I think there needs to be some thinking through about the issues like that. How can we make the conversation as important as it needs to be and yet not make it adversarial? I think that’s an important thing. I hear of some people starting to do that. There are some great new ways of sharing the gospel, particularly using the four-chapter gospel model or framework, that are very good. 

The gospel doesn’t change but our situations change and we need to be adaptable. Here’s one thing I heard a woman say one time: “Christianity is the only religion in the world that can contextualize any situation.” I think that’s very interesting. And the illustration she gave was Islam. You go into a mosque in Mecca.
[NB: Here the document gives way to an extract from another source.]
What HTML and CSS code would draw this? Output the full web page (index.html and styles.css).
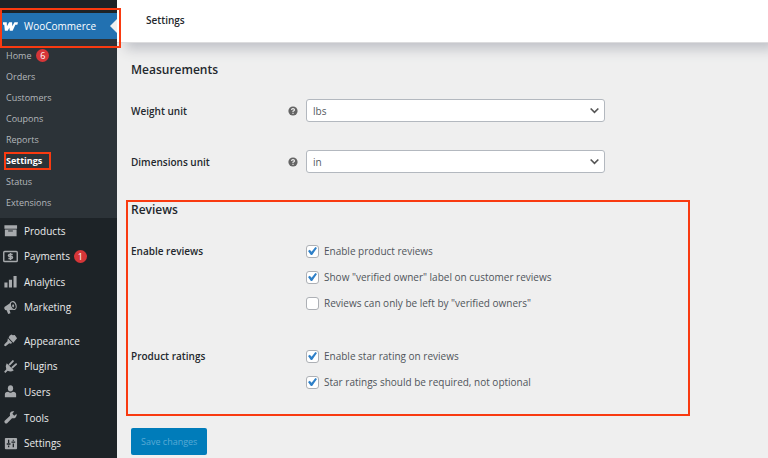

Then you go into a mosque in Fairfax, Virginia. They’re exactly alike. You go into a church in Fairfax, Virginia, where they’re preaching the gospel. You go to a church in the middle of Africa—completely different, but it’s the same gospel.

The ultimate contextualization is the incarnation. God became man—that’s the ultimate contextualization. That’s a piece we have to understand. And in some places contextualization is a dirty word but I think it shouldn’t be. We need to understand what the limits are, but I think it’s an important piece that we need to think more about, particularly as we talk about worldview.